How blood cells deform, recover when traveling through tiny channels
Laboratory blood tests are often done by forcing samples through small channels. When the channels are very small, as in microfluidic devices, red blood cells (RBCs) are deformed and then relax back to their original shape after exiting the channel. The way the deformation and relaxation occur depends on both the flow characteristics and mechanical properties of the cell's outer membrane.
In this week's issue of the journal Biomicrofluidics, a method to characterize the shape recovery of healthy human RBCs flowing through a microfluidic constricted channel is reported. This investigation revealed a coupling between the cell's mechanical properties and the hydrodynamic properties of the flow. In addition, the method could distinguish between healthy RBCs and those infected by the malaria parasite. This suggests a possible new technique for diagnosing disease.
The microfluidic device consisted of a narrow channel interspersed by a succession of sawtooth-shaped wider areas. A solution of RBCs is pumped through the system by applying pressure from one end. As the cells travel through the channel, they are observed with a microscope. The images are captured with a high-speed camera and sent to a computer for analysis.

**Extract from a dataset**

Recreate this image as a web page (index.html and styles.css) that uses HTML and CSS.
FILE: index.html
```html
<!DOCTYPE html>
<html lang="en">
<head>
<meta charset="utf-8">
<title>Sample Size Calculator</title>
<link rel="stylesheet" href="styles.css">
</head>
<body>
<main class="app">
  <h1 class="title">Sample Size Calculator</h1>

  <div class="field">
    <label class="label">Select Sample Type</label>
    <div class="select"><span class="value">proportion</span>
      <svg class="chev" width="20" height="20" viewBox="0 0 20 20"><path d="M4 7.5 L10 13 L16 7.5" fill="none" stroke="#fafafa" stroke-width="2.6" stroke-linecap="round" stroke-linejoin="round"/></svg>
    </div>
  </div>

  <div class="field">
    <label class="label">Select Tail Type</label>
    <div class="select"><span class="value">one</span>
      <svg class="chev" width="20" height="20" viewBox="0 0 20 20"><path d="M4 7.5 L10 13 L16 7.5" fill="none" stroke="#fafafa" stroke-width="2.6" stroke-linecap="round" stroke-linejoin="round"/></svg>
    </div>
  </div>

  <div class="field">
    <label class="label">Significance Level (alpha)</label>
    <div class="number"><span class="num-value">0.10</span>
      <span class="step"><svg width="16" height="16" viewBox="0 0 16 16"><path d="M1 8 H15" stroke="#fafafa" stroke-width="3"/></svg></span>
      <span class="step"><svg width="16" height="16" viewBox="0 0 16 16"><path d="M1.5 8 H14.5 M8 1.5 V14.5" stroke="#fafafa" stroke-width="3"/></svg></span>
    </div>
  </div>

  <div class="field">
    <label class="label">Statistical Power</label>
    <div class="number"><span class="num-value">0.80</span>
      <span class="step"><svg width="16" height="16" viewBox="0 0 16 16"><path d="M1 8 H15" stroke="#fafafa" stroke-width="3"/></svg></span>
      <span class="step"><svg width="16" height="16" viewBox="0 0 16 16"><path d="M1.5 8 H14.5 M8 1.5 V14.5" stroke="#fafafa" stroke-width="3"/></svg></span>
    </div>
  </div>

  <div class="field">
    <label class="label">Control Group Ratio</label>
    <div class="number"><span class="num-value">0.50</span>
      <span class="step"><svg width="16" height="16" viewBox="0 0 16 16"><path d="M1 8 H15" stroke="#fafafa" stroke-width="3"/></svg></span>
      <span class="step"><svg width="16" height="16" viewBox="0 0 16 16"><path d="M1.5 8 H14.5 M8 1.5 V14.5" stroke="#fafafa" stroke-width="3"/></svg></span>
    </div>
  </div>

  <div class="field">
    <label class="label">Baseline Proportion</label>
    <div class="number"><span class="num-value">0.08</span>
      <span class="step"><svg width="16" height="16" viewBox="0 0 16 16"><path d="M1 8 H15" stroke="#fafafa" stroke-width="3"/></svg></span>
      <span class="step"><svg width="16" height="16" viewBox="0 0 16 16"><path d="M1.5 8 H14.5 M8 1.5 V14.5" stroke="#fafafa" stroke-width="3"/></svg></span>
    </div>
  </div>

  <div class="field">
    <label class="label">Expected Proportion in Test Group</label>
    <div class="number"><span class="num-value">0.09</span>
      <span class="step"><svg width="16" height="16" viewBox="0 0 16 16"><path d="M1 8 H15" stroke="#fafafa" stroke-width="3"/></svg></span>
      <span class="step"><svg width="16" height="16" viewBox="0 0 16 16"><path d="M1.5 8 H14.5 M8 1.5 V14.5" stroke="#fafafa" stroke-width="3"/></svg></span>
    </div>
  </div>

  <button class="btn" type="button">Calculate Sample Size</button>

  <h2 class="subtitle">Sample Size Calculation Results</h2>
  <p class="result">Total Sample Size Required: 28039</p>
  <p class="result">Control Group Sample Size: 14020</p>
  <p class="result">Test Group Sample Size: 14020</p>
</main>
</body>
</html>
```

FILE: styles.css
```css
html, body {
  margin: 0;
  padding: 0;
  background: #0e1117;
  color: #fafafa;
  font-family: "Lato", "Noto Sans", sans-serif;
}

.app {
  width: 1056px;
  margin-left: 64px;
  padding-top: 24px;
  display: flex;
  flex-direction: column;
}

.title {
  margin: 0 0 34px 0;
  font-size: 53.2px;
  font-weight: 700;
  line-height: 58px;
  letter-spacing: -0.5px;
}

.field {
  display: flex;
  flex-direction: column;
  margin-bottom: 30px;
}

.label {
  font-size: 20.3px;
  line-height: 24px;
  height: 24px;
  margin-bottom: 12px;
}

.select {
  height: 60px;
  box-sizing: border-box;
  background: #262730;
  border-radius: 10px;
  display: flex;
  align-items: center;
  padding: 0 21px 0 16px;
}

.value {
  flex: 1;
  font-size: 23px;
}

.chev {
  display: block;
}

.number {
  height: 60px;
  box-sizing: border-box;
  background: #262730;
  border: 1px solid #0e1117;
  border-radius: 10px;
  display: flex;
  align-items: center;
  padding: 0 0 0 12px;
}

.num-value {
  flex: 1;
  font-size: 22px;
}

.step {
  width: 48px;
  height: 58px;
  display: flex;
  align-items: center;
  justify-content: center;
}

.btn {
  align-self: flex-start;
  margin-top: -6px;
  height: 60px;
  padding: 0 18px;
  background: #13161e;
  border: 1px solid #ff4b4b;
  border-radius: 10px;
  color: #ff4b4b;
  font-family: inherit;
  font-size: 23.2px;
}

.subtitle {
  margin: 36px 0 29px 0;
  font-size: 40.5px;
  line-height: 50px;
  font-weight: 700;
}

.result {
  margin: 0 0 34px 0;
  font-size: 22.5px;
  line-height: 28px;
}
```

When an RBC enters a narrow channel, it takes on a parachutelike shape. When it exits into a wide region, it elongates in the direction of the flow until it meets the next widening and is again stretched by the flow.

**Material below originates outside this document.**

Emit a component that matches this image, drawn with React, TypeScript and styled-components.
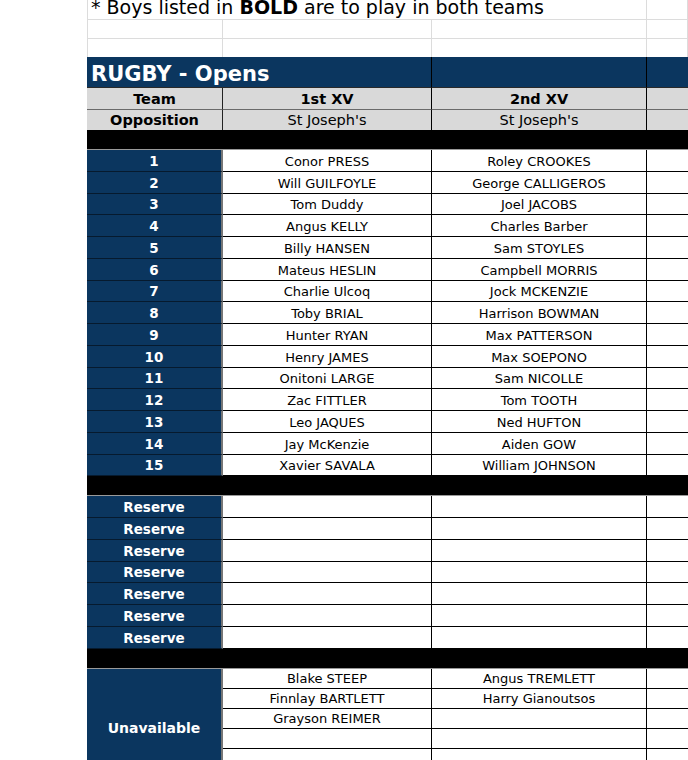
import React from "react";
import styled, { createGlobalStyle } from "styled-components";

const Global = createGlobalStyle`
  html, body { margin: 0; padding: 0; overflow: hidden; background: #fff; }
  body { font-family: "DejaVu Sans", Verdana, sans-serif; }
`;

const NAVY = "#0b365f";
const GRID = "#dcdcdc";

const Sheet = styled.div`
  display: grid;
  grid-template-columns: 136px 209px 215px 41px;
  width: 601px;
  margin-left: 87px;
`;

const NoteCell = styled.div<{ $span?: number; $first?: boolean; $h: number; $bottom?: boolean }>`
  grid-column: span ${(p) => p.$span ?? 1};
  height: ${(p) => p.$h}px;
  box-sizing: border-box;
  border-right: 1px solid ${GRID};
  border-left: ${(p) => (p.$first ? `1px solid ${GRID}` : "none")};
  border-bottom: ${(p) => (p.$bottom ? `1px solid ${GRID}` : "none")};
  position: relative;
  overflow: visible;
`;

const NoteText = styled.div`
  position: absolute;
  left: 3px;
  bottom: 2px;
  white-space: nowrap;
  font-size: 19px;
  line-height: 19px;
  color: #000;
  b { font-weight: bold; }
`;

const TitleCell = styled.div<{ $span?: number; $last?: boolean }>`
  grid-column: span ${(p) => p.$span ?? 1};
  height: 31px;
  box-sizing: border-box;
  background: ${NAVY};
  border-bottom: 1px solid #2a2a2a;
  border-right: ${(p) => (p.$last ? "none" : "1px solid #000")};
  color: #fff;
  font-weight: bold;
  font-size: 21px;
  display: flex;
  align-items: center;
  padding-left: 4px;
  padding-top: 3px;
  white-space: nowrap;
`;

const HeadCell = styled.div<{ $h: number; $bold?: boolean; $border?: string; $right?: string }>`
  height: ${(p) => p.$h}px;
  box-sizing: border-box;
  background: #d9d9d9;
  border-bottom: ${(p) => p.$border ?? "none"};
  border-right: ${(p) => p.$right ?? "none"};
  display: flex;
  align-items: center;
  justify-content: center;
  font-size: 14.5px;
  font-weight: ${(p) => (p.$bold ? "bold" : "normal")};
  color: #000;
  white-space: nowrap;
`;

const Band = styled.div`
  grid-column: 1 / -1;
  height: 20px;
  box-sizing: border-box;
  background: #000;
  border-bottom: 1px solid #9a9a9a;
`;

const LabelCell = styled.div<{ $h: number; $size?: number; $rows?: number }>`
  grid-row: span ${(p) => p.$rows ?? 1};
  height: ${(p) => p.$h}px;
  box-sizing: border-box;
  background: ${NAVY};
  border-right: 2px solid #767676;
  border-bottom: 1px solid #061a2e;
  color: #fff;
  font-weight: bold;
  font-size: ${(p) => p.$size ?? 13.5}px;
  display: flex;
  align-items: center;
  justify-content: center;
  padding-top: ${(p) => (p.$rows ? 0 : 1)}px;
`;

const NameCell = styled.div<{ $h: number; $last?: boolean; $pad?: number }>`
  height: ${(p) => p.$h}px;
  box-sizing: border-box;
  background: #fff;
  border-bottom: 1px solid #000;
  border-right: ${(p) => (p.$last ? "none" : "1px solid #000")};
  display: flex;
  align-items: center;
  justify-content: center;
  font-size: 13px;
  color: #000;
  white-space: nowrap;
  padding-top: ${(p) => p.$pad ?? 2}px;
`;

const first = [
  "Conor PRESS", "Will GUILFOYLE", "Tom Duddy", "Angus KELLY", "Billy HANSEN",
  "Mateus HESLIN", "Charlie Ulcoq", "Toby BRIAL", "Hunter RYAN", "Henry JAMES",
  "Onitoni LARGE", "Zac FITTLER", "Leo JAQUES", "Jay McKenzie", "Xavier SAVALA",
];
const second = [
  "Roley CROOKES", "George CALLIGEROS", "Joel JACOBS", "Charles Barber", "Sam STOYLES",
  "Campbell MORRIS", "Jock MCKENZIE", "Harrison BOWMAN", "Max PATTERSON", "Max SOEPONO",
  "Sam NICOLLE", "Tom TOOTH", "Ned HUFTON", "Aiden GOW", "William JOHNSON",
];
const unavailable: [string, string][] = [
  ["Blake STEEP", "Angus TREMLETT"],
  ["Finnlay BARTLETT", "Harry Gianoutsos"],
  ["Grayson REIMER", ""],
  ["", ""],
  ["", ""],
  ["", ""],
];

const ROW = 21.75;

export default function App() {
  return (
    <>
      <Global />
      <Sheet>
        <NoteCell $span={3} $first $h={20} $bottom>
          <NoteText>
            * Boys listed in <b>BOLD</b> are to play in both teams
          </NoteText>
        </NoteCell>
        <NoteCell $h={20} $bottom />
        {[0, 1, 2, 3].map((i) => (
          <NoteCell key={"a" + i} $first={i === 0} $h={19} $bottom />
        ))}
        {[0, 1, 2, 3].map((i) => (
          <NoteCell key={"b" + i} $first={i === 0} $h={18} />
        ))}

        <TitleCell $span={2}>RUGBY - Opens</TitleCell>
        <TitleCell />
        <TitleCell $last />

        <HeadCell $h={22} $bold $border="1px solid #6a6a6a" $right="1px solid #222">Team</HeadCell>
        <HeadCell $h={22} $bold $border="1px solid #6a6a6a" $right="1px solid #000">1st XV</HeadCell>
        <HeadCell $h={22} $bold $border="1px solid #6a6a6a" $right="1px solid #000">2nd XV</HeadCell>
        <HeadCell $h={22} $border="1px solid #6a6a6a" />

        <HeadCell $h={20} $bold $right="1px solid #222">Opposition</HeadCell>
        <HeadCell $h={20} $right="1px solid #000">St Joseph's</HeadCell>
        <HeadCell $h={20} $right="1px solid #000">St Joseph's</HeadCell>
        <HeadCell $h={20} />

        <Band />

        {first.map((name, i) => (
          <React.Fragment key={"r" + i}>
            <LabelCell $h={ROW}>{i + 1}</LabelCell>
            <NameCell $h={ROW}>{name}</NameCell>
            <NameCell $h={ROW}>{second[i]}</NameCell>
            <NameCell $h={ROW} $last />
          </React.Fragment>
        ))}

        <Band />

        {Array.from({ length: 7 }).map((_, i) => (
          <React.Fragment key={"res" + i}>
            <LabelCell $h={ROW}>Reserve</LabelCell>
            <NameCell $h={ROW} />
            <NameCell $h={ROW} />
            <NameCell $h={ROW} $last />
          </React.Fragment>
        ))}

        <Band />

        <LabelCell $h={120} $rows={6} $size={14}>Unavailable</LabelCell>
        {unavailable.map(([a, b], i) => (
          <React.Fragment key={"u" + i}>
            <NameCell $h={20} $pad={0}>{a}</NameCell>
            <NameCell $h={20} $pad={0}>{b}</NameCell>
            <NameCell $h={20} $pad={0} $last />
          </React.Fragment>
        ))}
      </Sheet>
    </>
  );
}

At the final exit, two different shape recovery behaviors were observed, depending on the flow speed and viscosity of the medium. At high flow speed and viscosity, the cells get stretched upon their last exit from the channel and then recover their original shapes. At lower speed and viscosity, however, the parachutelike shape is recovered directly upon exiting.

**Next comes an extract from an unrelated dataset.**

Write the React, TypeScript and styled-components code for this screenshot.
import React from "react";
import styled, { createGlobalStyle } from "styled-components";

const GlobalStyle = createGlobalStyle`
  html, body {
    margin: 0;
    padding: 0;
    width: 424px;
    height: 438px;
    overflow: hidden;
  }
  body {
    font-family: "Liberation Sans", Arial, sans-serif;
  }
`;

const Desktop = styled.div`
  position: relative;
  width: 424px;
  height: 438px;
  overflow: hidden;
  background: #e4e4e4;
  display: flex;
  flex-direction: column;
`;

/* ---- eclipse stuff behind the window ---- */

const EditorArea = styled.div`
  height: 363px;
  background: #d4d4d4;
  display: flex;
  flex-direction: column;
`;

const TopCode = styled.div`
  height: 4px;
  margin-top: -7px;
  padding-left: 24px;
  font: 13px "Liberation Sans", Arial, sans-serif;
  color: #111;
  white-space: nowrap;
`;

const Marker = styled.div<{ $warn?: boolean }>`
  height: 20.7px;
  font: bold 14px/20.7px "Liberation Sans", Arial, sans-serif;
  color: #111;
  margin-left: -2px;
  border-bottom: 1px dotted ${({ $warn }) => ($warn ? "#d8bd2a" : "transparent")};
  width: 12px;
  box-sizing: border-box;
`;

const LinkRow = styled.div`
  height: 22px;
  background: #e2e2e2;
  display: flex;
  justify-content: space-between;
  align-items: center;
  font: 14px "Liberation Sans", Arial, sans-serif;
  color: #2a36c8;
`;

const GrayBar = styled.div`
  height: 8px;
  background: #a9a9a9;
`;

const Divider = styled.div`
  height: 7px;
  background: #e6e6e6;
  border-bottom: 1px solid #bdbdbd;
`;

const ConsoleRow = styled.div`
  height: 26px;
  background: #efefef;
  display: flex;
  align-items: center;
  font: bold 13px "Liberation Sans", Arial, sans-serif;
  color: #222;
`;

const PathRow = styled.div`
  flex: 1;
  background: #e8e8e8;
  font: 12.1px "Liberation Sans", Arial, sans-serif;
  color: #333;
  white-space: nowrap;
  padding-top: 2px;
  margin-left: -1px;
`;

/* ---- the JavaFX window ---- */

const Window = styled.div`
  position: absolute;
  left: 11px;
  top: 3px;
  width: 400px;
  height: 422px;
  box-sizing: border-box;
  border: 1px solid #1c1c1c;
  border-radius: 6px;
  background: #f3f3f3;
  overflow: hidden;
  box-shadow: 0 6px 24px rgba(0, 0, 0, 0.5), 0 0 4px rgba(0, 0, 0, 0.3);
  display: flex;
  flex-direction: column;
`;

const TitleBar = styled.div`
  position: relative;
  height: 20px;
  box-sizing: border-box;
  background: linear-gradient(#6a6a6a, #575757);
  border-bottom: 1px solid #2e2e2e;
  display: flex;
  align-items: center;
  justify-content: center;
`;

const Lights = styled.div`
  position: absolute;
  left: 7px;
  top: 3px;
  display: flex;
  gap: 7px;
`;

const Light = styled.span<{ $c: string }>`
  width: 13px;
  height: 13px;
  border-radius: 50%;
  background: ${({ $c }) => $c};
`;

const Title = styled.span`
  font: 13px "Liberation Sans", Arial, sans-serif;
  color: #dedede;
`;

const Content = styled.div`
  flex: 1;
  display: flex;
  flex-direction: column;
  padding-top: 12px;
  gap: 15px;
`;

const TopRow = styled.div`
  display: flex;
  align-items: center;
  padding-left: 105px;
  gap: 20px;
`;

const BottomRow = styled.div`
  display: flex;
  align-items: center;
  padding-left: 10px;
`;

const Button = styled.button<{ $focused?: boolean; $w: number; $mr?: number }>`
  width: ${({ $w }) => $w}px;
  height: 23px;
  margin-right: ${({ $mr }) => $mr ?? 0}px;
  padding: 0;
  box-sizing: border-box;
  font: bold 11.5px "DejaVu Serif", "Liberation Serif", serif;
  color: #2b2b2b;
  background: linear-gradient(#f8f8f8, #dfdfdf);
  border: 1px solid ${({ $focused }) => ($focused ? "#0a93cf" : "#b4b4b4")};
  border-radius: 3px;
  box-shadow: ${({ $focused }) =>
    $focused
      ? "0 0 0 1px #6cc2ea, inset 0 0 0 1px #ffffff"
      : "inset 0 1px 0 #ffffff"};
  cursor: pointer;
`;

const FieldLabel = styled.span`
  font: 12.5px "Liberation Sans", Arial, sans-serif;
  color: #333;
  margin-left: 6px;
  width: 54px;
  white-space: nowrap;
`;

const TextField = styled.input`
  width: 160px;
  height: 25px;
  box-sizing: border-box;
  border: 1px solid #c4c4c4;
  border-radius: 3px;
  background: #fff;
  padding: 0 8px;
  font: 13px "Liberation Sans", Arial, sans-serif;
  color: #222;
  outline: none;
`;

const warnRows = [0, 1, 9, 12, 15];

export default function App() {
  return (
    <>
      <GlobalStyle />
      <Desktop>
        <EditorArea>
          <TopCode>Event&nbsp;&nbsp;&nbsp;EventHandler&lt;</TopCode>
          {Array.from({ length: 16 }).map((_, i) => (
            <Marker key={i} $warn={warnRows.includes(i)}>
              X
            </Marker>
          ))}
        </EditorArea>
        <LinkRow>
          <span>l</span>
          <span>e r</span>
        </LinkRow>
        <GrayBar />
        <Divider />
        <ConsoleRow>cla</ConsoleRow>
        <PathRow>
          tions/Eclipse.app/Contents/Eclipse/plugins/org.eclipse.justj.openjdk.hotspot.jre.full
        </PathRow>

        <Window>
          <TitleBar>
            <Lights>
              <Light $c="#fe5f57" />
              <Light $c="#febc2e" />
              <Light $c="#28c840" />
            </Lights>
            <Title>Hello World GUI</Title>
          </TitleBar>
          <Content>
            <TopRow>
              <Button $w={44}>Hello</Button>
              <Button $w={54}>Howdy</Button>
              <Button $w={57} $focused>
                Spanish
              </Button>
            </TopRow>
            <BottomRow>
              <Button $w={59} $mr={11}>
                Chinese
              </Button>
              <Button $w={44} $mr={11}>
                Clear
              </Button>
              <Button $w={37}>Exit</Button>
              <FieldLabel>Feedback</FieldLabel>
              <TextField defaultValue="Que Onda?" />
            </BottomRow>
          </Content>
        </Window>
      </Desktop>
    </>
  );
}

The investigators found that the hydrodynamic conditions at which the transition between these two different recovery behaviors occurs depend on the elastic properties of the RBC.
Co-author Magalie Faivre said, "Although the time necessary for the cells to recover their shape after exiting the channel was shown to depend on the hydrodynamic conditions, we have demonstrated that, at a given stress, this recovery time can be used to differentiate healthy from Plasmodium falciparum-infected RBCs." Plasmodium falciparum is one of the parasites that cause malaria.
The investigators are seeking to expand their study to find a way to detect "signatures" for other types of diseases.
"We are currently evaluating if our approach is able to discriminate the alteration of different structural components of the RBC membrane," said Faivre. "To do so, we are studying RBCs from patients with malaria, sickle cell anemia and hereditary spherocytosis."